If there’s a list of people to avoid watching a movie with, Nigerian parents should be on top of that list. This posts prove that.
1. They will mess with the volume at every chance they get
The volume of the TV or sound system is always too high or too low for them. Like this thing is not that deep, so why can’t they make up their minds?
2. They will play the role of the annoying narrator
It’s bad enough to have to watch a movie with your parents. But if it’s a movie they’re really invested in, you’re in for some expereince. It is one thing to make occasional remarks, but they go way overboard and narrate everything that happens in a scene, ask questions you can’t answer and predict what will happen in the next.
3. Their dramatic reaction to every scene is not cute, it’s annoying
If you think the commentary is the worst thing that could happen, wait until the movie hits the climax. It’s the muffled shouts, dramatic grimace, clenched jaws, the deep sighs. These things are not cute.
4. They will find an opportunity to ask you a question you don’t want to answer
When something close to a sex scene comes on and you’re trying to figure out a way to deal with the awkwardness that comes with it, they see a window to ask you the number of people you’re sleeping with.
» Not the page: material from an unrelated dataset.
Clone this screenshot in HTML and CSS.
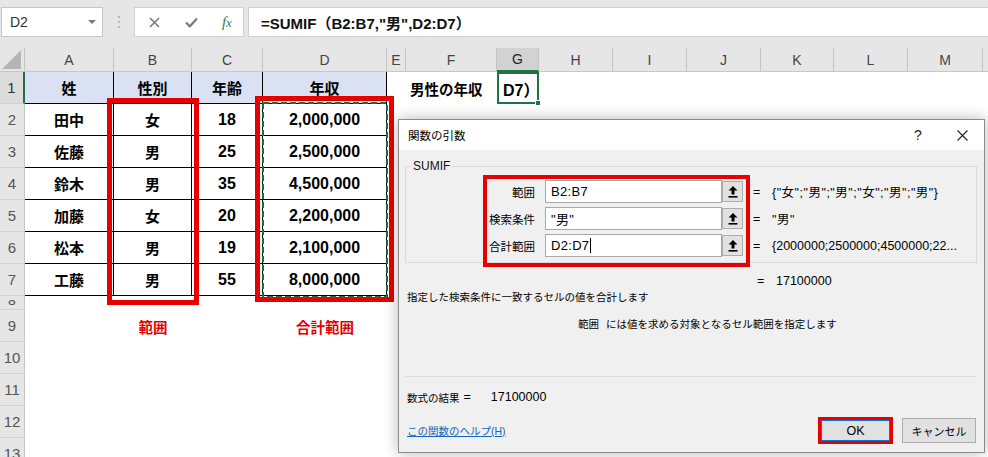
FILE: index.html
```html
<!DOCTYPE html>
<html lang="ja">
<head>
<meta charset="utf-8">
<title>SUMIF 関数の引数</title>
<link rel="stylesheet" href="styles.css">
</head>
<body>
<div class="app">
  <div class="fbar">
    <div class="namebox"><span>D2</span><span class="dd"></span></div>
    <div class="grip"><svg width="2" height="12" viewBox="0 0 2 12"><rect x="0" y="0" width="2" height="2" fill="#b8b8b8"/><rect x="0" y="5" width="2" height="2" fill="#b8b8b8"/><rect x="0" y="10" width="2" height="2" fill="#b8b8b8"/></svg></div>
    <div class="fbtns">
      <svg class="ic-x" width="11" height="11" viewBox="0 0 11 11"><path d="M1 1L10 10M10 1L1 10" stroke="#7b7b7b" stroke-width="1.6"/></svg>
      <svg class="ic-ok" width="13" height="11" viewBox="0 0 13 11"><path d="M1 5.5L4.8 9.3L12 1.5" stroke="#7b7b7b" stroke-width="2.2" fill="none"/></svg>
      <span class="fx"><i>f</i><i class="fxx">x</i></span>
    </div>
    <div class="finput">=SUMIF（B2:B7,"男",D2:D7）</div>
  </div>

  <div class="sheet">
    <div class="colhdr">
      <div class="corner"><svg width="20" height="19" viewBox="0 0 20 19"><path d="M19 0L19 19L0 19Z" fill="#b5b5b5"/></svg></div>
      <div class="ch wa">A</div>
      <div class="ch wb">B</div>
      <div class="ch wc">C</div>
      <div class="ch wd">D</div>
      <div class="ch we">E</div>
      <div class="ch wf">F</div>
      <div class="ch wg chsel">G</div>
      <div class="ch wh">H</div>
      <div class="ch wi">I</div>
      <div class="ch wj">J</div>
      <div class="ch wk">K</div>
      <div class="ch wl">L</div>
      <div class="ch wm">M</div>
      <div class="ch wn"></div>
    </div>

    <div class="row">
      <div class="rh rhsel">1</div>
      <div class="c wa tc th">姓</div>
      <div class="c wb tc th">性別</div>
      <div class="c wc tc th">年齢</div>
      <div class="c wd tc th">年収</div>
      <div class="c we"></div>
      <div class="c wf f1">男性の年収</div>
      <div class="c wg act">D7）<span class="handle"></span></div>
    </div>
    <div class="row">
      <div class="rh">2</div>
      <div class="c wa tc">田中</div>
      <div class="c wb tc">女</div>
      <div class="c wc tc num">18</div>
      <div class="c wd tc num">2,000,000</div>
    </div>
    <div class="row">
      <div class="rh">3</div>
      <div class="c wa tc">佐藤</div>
      <div class="c wb tc">男</div>
      <div class="c wc tc num">25</div>
      <div class="c wd tc num">2,500,000</div>
    </div>
    <div class="row">
      <div class="rh">4</div>
      <div class="c wa tc">鈴木</div>
      <div class="c wb tc">男</div>
      <div class="c wc tc num">35</div>
      <div class="c wd tc num">4,500,000</div>
    </div>
    <div class="row">
      <div class="rh">5</div>
      <div class="c wa tc">加藤</div>
      <div class="c wb tc">女</div>
      <div class="c wc tc num">20</div>
      <div class="c wd tc num">2,200,000</div>
    </div>
    <div class="row">
      <div class="rh">6</div>
      <div class="c wa tc">松本</div>
      <div class="c wb tc">男</div>
      <div class="c wc tc num">19</div>
      <div class="c wd tc num">2,100,000</div>
    </div>
    <div class="row">
      <div class="rh">7</div>
      <div class="c wa tc">工藤</div>
      <div class="c wb tc">男</div>
      <div class="c wc tc num">55</div>
      <div class="c wd tc num">8,000,000</div>
    </div>
    <div class="row row8">
      <div class="rh rh8"><span class="clip">8</span></div>
    </div>
    <div class="row">
      <div class="rh">9</div>
      <div class="c wa"></div>
      <div class="c wb lbl">範囲</div>
      <div class="c wc"></div>
      <div class="c wd lbl">合計範囲</div>
    </div>
    <div class="row"><div class="rh">10</div></div>
    <div class="row"><div class="rh">11</div></div>
    <div class="row"><div class="rh">12</div></div>
    <div class="row"><div class="rh">13</div></div>
  </div>

  <div class="hl hl-b"></div>
  <div class="hl hl-d"></div>
  <svg class="marq" width="126" height="196" viewBox="0 0 126 196"><rect x="1" y="1" width="124" height="194" fill="none" stroke="#1e6b41" stroke-width="2" stroke-dasharray="6 3"/></svg>

  <div class="dlg">
    <div class="dtitle">
      <span class="dt">関数の引数</span>
      <span class="tb q">?</span>
      <span class="tb"><svg width="11" height="11" viewBox="0 0 11 11"><path d="M0.5 0.5L10.5 10.5M10.5 0.5L0.5 10.5" stroke="#222" stroke-width="1.1"/></svg></span>
    </div>
    <div class="dbody">
      <fieldset class="grp">
        <legend>SUMIF</legend>
        <div class="args">
          <div class="arg">
            <span class="an">範囲</span>
            <div class="inp">B2:B7</div>
            <div class="rb"><svg width="10" height="12" viewBox="0 0 10 12"><path d="M5 0L9.5 4.5L6.5 4.5L6.5 8.5L3.5 8.5L3.5 4.5L0.5 4.5Z" fill="#000"/><rect x="0.5" y="10" width="9" height="1.6" fill="#000"/></svg></div>
            <span class="eq">=</span>
            <span class="val vq">{"女";"男";"男";"女";"男";"男"}</span>
          </div>
          <div class="arg">
            <span class="an">検索条件</span>
            <div class="inp">"男"</div>
            <div class="rb"><svg width="10" height="12" viewBox="0 0 10 12"><path d="M5 0L9.5 4.5L6.5 4.5L6.5 8.5L3.5 8.5L3.5 4.5L0.5 4.5Z" fill="#000"/><rect x="0.5" y="10" width="9" height="1.6" fill="#000"/></svg></div>
            <span class="eq">=</span>
            <span class="val vq">"男"</span>
          </div>
          <div class="arg">
            <span class="an">合計範囲</span>
            <div class="inp">D2:D7<span class="caret"></span></div>
            <div class="rb"><svg width="10" height="12" viewBox="0 0 10 12"><path d="M5 0L9.5 4.5L6.5 4.5L6.5 8.5L3.5 8.5L3.5 4.5L0.5 4.5Z" fill="#000"/><rect x="0.5" y="10" width="9" height="1.6" fill="#000"/></svg></div>
            <span class="eq">=</span>
            <span class="val">{2000000;2500000;4500000;22...</span>
          </div>
        </div>
      </fieldset>
      <div class="res1"><span class="eq">=</span><span class="val">17100000</span></div>
      <div class="desc">指定した検索条件に一致するセルの値を合計します</div>
      <div class="adesc"><span class="aname">範囲</span><span>には値を求める対象となるセル範囲を指定します</span></div>
      <div class="sep"></div>
      <div class="fres"><span>数式の結果</span><span class="feq">=</span><span class="fnum">17100000</span></div>
      <div class="foot">
        <a class="help">この関数のヘルプ(H)</a>
        <div class="okw"><button class="btn ok">OK</button></div>
        <button class="btn cancel">キャンセル</button>
      </div>
    </div>
  </div>
  <div class="hl hl-f"></div>
</div>
</body>
</html>
```

FILE: styles.css
```css
* { box-sizing: border-box; }
html, body { margin: 0; padding: 0; }
body {
  width: 988px;
  height: 457px;
  overflow: hidden;
  background: #fff;
  font-family: "Liberation Sans", "Noto Sans CJK JP", sans-serif;
  color: #000;
}
.app { position: relative; width: 988px; height: 457px; overflow: hidden; }

/* formula bar */
.fbar {
  height: 48px;
  background: #e6e6e6;
  display: flex;
  align-items: flex-start;
  padding-top: 7px;
}
.namebox {
  margin-left: 1px;
  width: 102px;
  height: 30px;
  background: #fff;
  border: 1px solid #c6c6c6;
  display: flex;
  align-items: center;
  justify-content: space-between;
  padding: 0 6px 0 8px;
  font-size: 14px;
  color: #333;
}
.dd {
  width: 0; height: 0;
  border-left: 4px solid transparent;
  border-right: 4px solid transparent;
  border-top: 4px solid #7a7a7a;
}
.grip { width: 31px; height: 30px; display: flex; align-items: center; justify-content: center; }
.fbtns {
  width: 110px;
  height: 30px;
  background: #fff;
  border: 1px solid #d0d0d0;
  display: flex;
  align-items: center;
  padding-left: 14px;
}
.ic-x { margin-right: 25px; }
.ic-ok { margin-right: 24px; }
.fx { font-family: "Liberation Serif", serif; color: #2e7d4f; font-size: 15px; line-height: 1; }
.fxx { font-size: 12px; }
.finput {
  flex: 1;
  margin-left: 4px;
  height: 30px;
  background: #fff;
  border: 1px solid #d0d0d0;
  border-right: none;
  display: flex;
  align-items: center;
  padding-left: 12px;
  font-size: 15px;
  font-weight: bold;
  color: #111;
}

/* sheet */
.sheet { display: flex; flex-direction: column; }
.colhdr { display: flex; height: 24px; background: #e6e6e6; border-bottom: 1px solid #c8c8c8; }
.corner { width: 25px; height: 24px; border-right: 1px solid #c4c4c4; display: flex; align-items: flex-end; justify-content: flex-end; padding: 0 2px 3px 0; }
.ch {
  height: 24px;
  border-right: 1px solid #c4c4c4;
  display: flex;
  align-items: center;
  justify-content: center;
  font-size: 14px;
  color: #444;
}
.chsel { background: #d2d2d2; color: #222; border-bottom: 2px solid #217346; }
.wa { width: 89px; }
.wb { width: 78px; }
.wc { width: 71px; }
.wd { width: 124px; }
.we { width: 19px; }
.wf { width: 91px; }
.wg { width: 42px; }
.wh { width: 74px; }
.wi { width: 74px; }
.wj { width: 74px; }
.wk { width: 73px; }
.wl { width: 74px; }
.wm { width: 75px; }
.wn { width: 5px; border-right: none; }

.row { display: flex; height: 32px; flex-shrink: 0; }
.row8 { height: 14px; }
.rh {
  width: 25px;
  height: 100%;
  background: #e6e6e6;
  border-right: 1px solid #c4c4c4;
  border-bottom: 1px solid #d2d2d2;
  display: flex;
  align-items: center;
  justify-content: center;
  font-size: 15px;
  color: #555;
  overflow: hidden;
}
.rhsel { background: #dcdcdc; border-right: 2px solid #217346; color: #333; }
.rh8 { align-items: flex-start; }
.clip { display: block; height: 9px; overflow: hidden; line-height: 18px; padding-top: 0; }
.c { height: 100%; display: flex; align-items: center; justify-content: center; }
.tc {
  border-right: 1px solid #000;
  border-bottom: 1px solid #000;
  font-weight: bold;
  font-size: 15px;
}
.th { background: #d9e1f2; }
.num { font-size: 16px; }
.f1 { justify-content: flex-start; padding-left: 4px; font-weight: bold; font-size: 14.5px; }
.act {
  position: relative;
  justify-content: flex-start;
  align-items: flex-end;
  padding: 0 0 1px 4px;
  border: 2px solid #217346;
  font-weight: bold;
  font-size: 16px;
}
.handle {
  position: absolute;
  right: -4px;
  bottom: -4px;
  width: 6px;
  height: 6px;
  background: #217346;
  border: 1px solid #fff;
}
.lbl { color: #e60000; font-weight: bold; font-size: 14.5px; }

/* highlight overlays */
.hl { position: absolute; border: 5px solid #e60000; }
.hl-b { left: 107px; top: 98px; width: 92px; height: 207px; }
.hl-d { left: 255px; top: 96px; width: 139px; height: 206px; }
.hl-f { left: 483px; top: 175px; width: 267px; height: 92px; border-width: 4px; }
.marq { position: absolute; left: 262px; top: 102px; }

/* dialog */
.dlg {
  position: absolute;
  left: 398px;
  top: 119px;
  width: 587px;
  height: 334px;
  background: #f0f0f0;
  border: 1px solid #8c8c8c;
  box-shadow: 0 0 14px rgba(0, 0, 0, 0.28);
  display: flex;
  flex-direction: column;
}
.dtitle {
  height: 30px;
  background: #fff;
  display: flex;
  align-items: center;
  padding-left: 9px;
  font-size: 11.5px;
}
.dt { flex: 1; }
.tb { width: 44px; height: 30px; display: flex; align-items: center; justify-content: center; }
.q { font-size: 14px; color: #222; }
.dbody { flex: 1; display: flex; flex-direction: column; padding: 0 7px 0 6px; }
.grp {
  margin: 8px 0 0 0;
  padding: 6px 0 5px 0;
  border: 1px solid #dadada;
  min-width: 0;
}
.grp legend { font-size: 12px; line-height: 16px; padding: 0 2px; margin-left: 5px; color: #111; }
.args { display: flex; flex-direction: column; gap: 4px; padding-left: 79px; }
.arg { display: flex; align-items: center; height: 23px; }
.an { width: 50px; text-align: right; font-size: 11.5px; margin-right: 10px; }
.inp {
  width: 177px;
  height: 23px;
  background: #fff;
  border: 1px solid #a8a8a8;
  display: flex;
  align-items: center;
  padding-left: 5px;
  font-size: 13px;
  letter-spacing: 0.3px;
}
.caret { display: inline-block; width: 1px; height: 15px; background: #000; margin-left: 1px; }
.rb {
  width: 21px;
  height: 21px;
  background: #e1e1e1;
  border: 1px solid #adadad;
  display: flex;
  align-items: center;
  justify-content: center;
}
.eq { font-size: 12.5px; margin-left: 10px; width: 19px; }
.val { font-size: 12.5px; white-space: nowrap; }
.vq { letter-spacing: 0.5px; }
.res1 { display: flex; align-items: center; height: 16px; margin-top: 10px; padding-left: 342px; }
.desc { height: 16px; line-height: 16px; padding-left: 2px; font-size: 10.5px; }
.adesc { height: 16px; line-height: 16px; margin-top: 11px; padding-left: 173px; font-size: 10.5px; }
.aname { margin-right: 7px; }
.sep { margin-top: 44px; height: 1px; background: #dcdcdc; }
.fres { display: flex; align-items: center; height: 16px; margin-top: 12px; padding-left: 2px; font-size: 10.5px; }
.feq { font-size: 12.5px; margin-left: 4px; margin-right: 20px; }
.fnum { font-size: 12.5px; }
.foot { display: flex; align-items: center; margin-top: 12px; height: 27px; padding-left: 2px; }
.help { flex: 1; color: #1565c0; text-decoration: underline; font-size: 10.5px; }
.okw { width: 75px; height: 27px; border: 3px solid #e60000; display: flex; }
.btn {
  font-family: "Liberation Sans", "Noto Sans CJK JP", sans-serif;
  background: #e1e1e1;
  border: 1px solid #adadad;
  padding: 0;
  color: #000;
}
.ok { width: 100%; height: 100%; border-color: #0078d7; font-size: 12.5px; }
.cancel { width: 74px; height: 25px; margin-left: 9px; margin-right: 1px; font-size: 11px; }
```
Friendly advice: it’s a trap, don’t fall for it.
5. They will give you a lecture you don’t need
Nigerian parents don’t watch movies for fun. They watch for the morals and the lessons you can learn from it. Chances are that they will sit you down to talk to you about things you shouldn’t do as depicted in the movie: don’t have sex, don’t keep more than two friends, don’t stay out later than 6 pm, and stuff like that. Do you really have time for that?